The CLT is an essential theorem in probability and statistics about the distribution of the sample mean $$\bar{x}_n$$ from any population with finite variance. The CLT states that sample means $$\bar{x}_n$$ converges to a normal distribution as the sample size $$n$$ grows.

# Symbolically

Let $$x_1, x_2, \ldots, x_n$$ a random sample from a population with mean $$\mu$$ finite variance $$\sigma^2$$, the sample mean

$\bar{x}_n= \frac{1}{n} \sum_{i=1}^{n}x_i$

has the next distribution

$\sqrt{n} \left( \bar{x}_n - \mu \right) / \sigma \overset{d}{\rightarrow} N(0, 1), \quad n \to \infty$

that is to say, that the distribution of $$\bar{x}_n$$ can be written as

$\bar{x}_n \overset{aprox}{\sim} N(\mu, \sigma^2/n)$

as $$n$$ increases.

# Implications

• It guarantees a pattern of behavior of the sample means as long as the condition that $$n$$ is large enough is met.
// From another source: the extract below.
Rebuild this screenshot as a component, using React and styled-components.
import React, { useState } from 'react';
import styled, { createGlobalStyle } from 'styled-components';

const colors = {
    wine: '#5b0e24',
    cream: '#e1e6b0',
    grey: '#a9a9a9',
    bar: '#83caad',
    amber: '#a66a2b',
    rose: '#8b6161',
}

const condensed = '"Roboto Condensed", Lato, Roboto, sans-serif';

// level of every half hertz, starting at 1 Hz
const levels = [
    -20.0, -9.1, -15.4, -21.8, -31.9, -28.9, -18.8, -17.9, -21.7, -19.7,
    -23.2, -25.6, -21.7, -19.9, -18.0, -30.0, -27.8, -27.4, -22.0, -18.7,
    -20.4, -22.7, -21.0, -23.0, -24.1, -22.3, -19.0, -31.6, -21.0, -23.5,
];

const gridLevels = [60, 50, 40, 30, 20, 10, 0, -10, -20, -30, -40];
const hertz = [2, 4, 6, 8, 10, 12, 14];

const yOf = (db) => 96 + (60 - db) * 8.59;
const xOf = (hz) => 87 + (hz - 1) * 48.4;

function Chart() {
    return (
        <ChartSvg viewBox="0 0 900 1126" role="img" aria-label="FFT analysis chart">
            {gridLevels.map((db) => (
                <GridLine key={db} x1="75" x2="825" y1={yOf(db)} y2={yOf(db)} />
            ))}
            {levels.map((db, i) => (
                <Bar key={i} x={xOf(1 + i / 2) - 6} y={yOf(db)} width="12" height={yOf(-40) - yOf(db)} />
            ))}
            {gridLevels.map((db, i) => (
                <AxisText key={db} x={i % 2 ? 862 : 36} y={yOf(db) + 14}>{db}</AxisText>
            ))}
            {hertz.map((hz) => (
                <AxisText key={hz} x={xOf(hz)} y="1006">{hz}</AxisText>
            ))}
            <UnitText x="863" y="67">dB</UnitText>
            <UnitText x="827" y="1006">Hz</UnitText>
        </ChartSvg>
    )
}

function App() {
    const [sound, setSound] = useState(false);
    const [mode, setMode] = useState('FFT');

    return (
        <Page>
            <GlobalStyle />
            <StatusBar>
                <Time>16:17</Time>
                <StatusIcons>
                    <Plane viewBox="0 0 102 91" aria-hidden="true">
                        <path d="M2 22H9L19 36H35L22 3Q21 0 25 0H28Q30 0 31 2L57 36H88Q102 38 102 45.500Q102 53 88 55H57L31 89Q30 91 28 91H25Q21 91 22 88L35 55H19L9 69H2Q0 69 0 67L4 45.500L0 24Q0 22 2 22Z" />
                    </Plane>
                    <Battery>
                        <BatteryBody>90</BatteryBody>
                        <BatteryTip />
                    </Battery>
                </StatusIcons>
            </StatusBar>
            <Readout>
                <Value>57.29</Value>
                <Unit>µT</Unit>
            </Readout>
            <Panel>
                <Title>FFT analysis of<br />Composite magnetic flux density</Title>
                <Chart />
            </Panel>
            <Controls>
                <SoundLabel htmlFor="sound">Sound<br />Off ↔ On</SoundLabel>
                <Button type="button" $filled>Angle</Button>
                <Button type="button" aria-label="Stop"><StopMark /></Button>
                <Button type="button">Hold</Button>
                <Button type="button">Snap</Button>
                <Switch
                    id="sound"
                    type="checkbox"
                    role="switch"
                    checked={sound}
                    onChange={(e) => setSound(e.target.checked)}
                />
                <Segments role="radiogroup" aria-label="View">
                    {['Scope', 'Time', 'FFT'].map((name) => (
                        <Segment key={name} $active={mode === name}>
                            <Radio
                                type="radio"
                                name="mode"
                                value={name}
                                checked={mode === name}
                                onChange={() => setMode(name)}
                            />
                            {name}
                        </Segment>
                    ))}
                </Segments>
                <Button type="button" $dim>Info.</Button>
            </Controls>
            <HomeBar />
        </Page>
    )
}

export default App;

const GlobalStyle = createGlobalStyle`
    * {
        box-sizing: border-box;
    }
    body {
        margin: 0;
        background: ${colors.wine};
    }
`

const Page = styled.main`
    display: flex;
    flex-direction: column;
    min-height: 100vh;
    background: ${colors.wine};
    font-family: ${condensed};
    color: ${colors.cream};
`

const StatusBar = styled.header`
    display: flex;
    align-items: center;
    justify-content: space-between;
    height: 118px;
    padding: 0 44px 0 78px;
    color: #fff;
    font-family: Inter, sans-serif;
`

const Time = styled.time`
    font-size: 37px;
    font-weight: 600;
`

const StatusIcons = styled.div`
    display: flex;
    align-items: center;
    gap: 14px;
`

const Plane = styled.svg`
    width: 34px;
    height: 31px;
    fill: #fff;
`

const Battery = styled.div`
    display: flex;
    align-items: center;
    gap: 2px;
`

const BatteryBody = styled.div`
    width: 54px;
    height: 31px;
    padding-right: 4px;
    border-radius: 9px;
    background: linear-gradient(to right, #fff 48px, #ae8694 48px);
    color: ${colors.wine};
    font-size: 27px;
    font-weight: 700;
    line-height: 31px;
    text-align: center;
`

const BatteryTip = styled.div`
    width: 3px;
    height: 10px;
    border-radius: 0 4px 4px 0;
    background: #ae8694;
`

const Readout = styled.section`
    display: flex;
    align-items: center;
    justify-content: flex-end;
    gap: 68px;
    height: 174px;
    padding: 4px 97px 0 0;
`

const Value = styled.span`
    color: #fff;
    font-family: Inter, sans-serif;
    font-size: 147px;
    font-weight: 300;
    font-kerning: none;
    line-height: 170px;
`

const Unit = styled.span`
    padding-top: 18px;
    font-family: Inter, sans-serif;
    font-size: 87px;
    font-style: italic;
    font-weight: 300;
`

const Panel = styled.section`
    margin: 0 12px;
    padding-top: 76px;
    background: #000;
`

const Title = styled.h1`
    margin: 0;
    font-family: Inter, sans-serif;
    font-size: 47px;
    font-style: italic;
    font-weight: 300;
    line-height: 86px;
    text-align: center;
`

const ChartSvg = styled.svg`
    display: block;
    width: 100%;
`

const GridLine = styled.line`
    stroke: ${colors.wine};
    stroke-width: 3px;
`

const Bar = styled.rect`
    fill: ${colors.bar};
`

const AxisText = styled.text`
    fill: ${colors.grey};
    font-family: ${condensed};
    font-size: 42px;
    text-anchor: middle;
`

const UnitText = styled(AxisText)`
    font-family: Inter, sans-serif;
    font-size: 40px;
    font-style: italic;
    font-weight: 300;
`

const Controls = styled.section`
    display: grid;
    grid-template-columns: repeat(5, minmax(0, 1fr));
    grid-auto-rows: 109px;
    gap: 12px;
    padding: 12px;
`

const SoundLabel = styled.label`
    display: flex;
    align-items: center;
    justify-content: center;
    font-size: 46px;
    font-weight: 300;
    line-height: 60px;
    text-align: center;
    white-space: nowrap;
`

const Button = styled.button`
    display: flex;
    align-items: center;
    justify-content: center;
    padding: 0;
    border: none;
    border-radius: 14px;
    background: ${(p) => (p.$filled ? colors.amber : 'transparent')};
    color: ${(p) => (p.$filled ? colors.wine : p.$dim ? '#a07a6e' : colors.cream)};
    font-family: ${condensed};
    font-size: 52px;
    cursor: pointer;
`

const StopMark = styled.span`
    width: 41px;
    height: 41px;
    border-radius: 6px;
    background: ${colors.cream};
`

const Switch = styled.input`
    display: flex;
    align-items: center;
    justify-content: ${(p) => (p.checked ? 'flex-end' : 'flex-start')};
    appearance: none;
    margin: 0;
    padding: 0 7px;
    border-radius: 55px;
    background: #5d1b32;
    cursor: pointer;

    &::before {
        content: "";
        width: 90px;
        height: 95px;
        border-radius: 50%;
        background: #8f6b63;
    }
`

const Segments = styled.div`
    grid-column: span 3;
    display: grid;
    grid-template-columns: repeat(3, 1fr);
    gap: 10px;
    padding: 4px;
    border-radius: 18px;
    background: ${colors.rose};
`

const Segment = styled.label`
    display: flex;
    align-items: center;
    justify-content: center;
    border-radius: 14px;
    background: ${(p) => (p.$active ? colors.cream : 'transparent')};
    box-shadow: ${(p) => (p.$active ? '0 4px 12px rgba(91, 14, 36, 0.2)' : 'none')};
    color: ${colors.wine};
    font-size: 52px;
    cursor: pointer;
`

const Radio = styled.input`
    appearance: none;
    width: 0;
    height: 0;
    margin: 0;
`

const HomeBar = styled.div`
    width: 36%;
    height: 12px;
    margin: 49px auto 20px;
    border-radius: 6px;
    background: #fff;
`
• The mean of the distribution of $$\bar{x}$$ coincides with the mean of the population $$\mu$$.

• The variability of the distribution of $$\bar{x}$$ is given by $$\sigma^2/n$$ and decreases as $$n$$ increases.

• As $$n$$ increases, the sample means $$\bar{x}$$ have a normal distribution regardless of the distribution of the population from which they were obtained.